Researchers have been testing (their website appears to be under heavy load) a new display that can be embedded into a contact lens and powered wirelessly by a detached energy source. Despite the fantastic possibilities of such a device, it has a long way to go before it ends up in an eyeball near you.
For now, the rudimentary display is merely proof of concept. In its current form, the electronics for the device can only manipulate a single pixel. Researchers intend to improve this limitation, however, with a little more time and research. "Our next goal is to incorporate some predetermined text in the contact lens.", said Lead Researcher, Dr. Parvis.
The research paper claims that the wireless power source can be approximately one meter from the device, in line of sight conditions. More interestingly though, a power source may also be embedded into the wearer but the feasible distance decreases dramatically to about two centimeters. The team determined this by using rabbit test subjects and embedding wireless power sources into their heads.

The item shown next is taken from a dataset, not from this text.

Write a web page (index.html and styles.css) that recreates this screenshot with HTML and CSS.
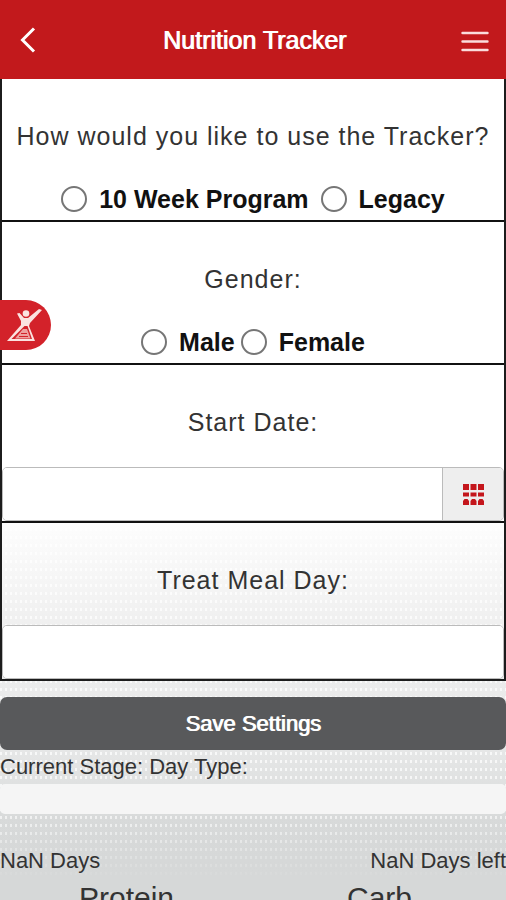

With this experimental display, the team surmounted a number of challenges. One of the problems solved was trying to get the human eye to see something mounted on its surface. Typically, eyes need at least a few inches of distance to focus.
Integrating circuitry into something as delicate as a contact lens was another issue. Electronics are made from inorganic materials, require high temperatures and contain toxic chemicals which make them difficult to integrate. The team found a way to produce extremely thin circuitry and embed it into the contact lens itself.
The chips found in the contact lens are built upon a transparent sapphire substrate just nanometers thick. The image itself is produced by a tiny LED which is a fraction of a millimeter across. Researchers are working on adding more chips and more LEDs for multi-pixel version based upon micro-Fresnel lenses.
Amongst the potential uses cited, HUD-like functions such as monitoring blood sugar levels for people with diabetes or GPS-based directions for drivers are some pretty nifty ideas. However, those involved with the project admit, "high resolution, full-color, stand-alone contact lens displays might be many years away."